Faceless Praxis in the Age of Zero Trust: Strategies of Disappearance and distributed Pseudonymity in Art and Research

Faceless praxis in the age of zero trust is part of the book Faceless: Re-inventing Privacy Through Subversive Media Strategies.

Faceless praxis in the age of zero trust: strategies of disappearance and distributed pseudonymity in art and research

We live in times of Zero (Western, 2013), a term stemming from computer security research. Zero Trust “applies to all sectors and businesses”. Most prominently Zero Trust is used in cryptoeconomic systems such as Bitcoin and other Blockchain-based technologies – describing the practice to “never trust, always verify” (ibid).

Computational trust applies the human notion of trust to the digital world, that is seen as malicious rather than cooperative. The term Faceless describes different forms of praxes, which can be read in relationship to the accelerated technological change affecting authorship, agency and production in the 21st century.
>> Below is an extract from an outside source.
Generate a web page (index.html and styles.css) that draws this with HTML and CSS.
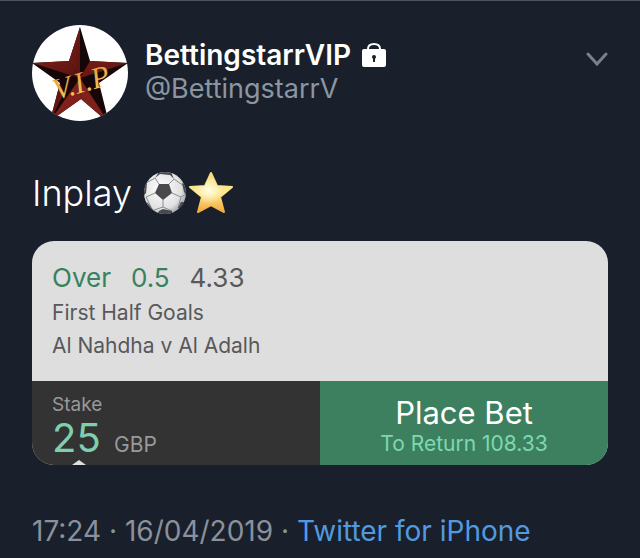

While the concept of anonymity (namelessness) refers to the unknown identity, facelessness also includes pseudonymous entities (disguised or obfuscated) pointing to leaderless organization and non-human (AI) or distributed collective agency between humans and machines on the example of distributed autonomous organizations (DAOs). Technology-based and formerly called ‘new media arts’ can act as a shield and as an encrypted (obfuscated) basis to test and deploy subversive or sub-versioned (critical) research and practice.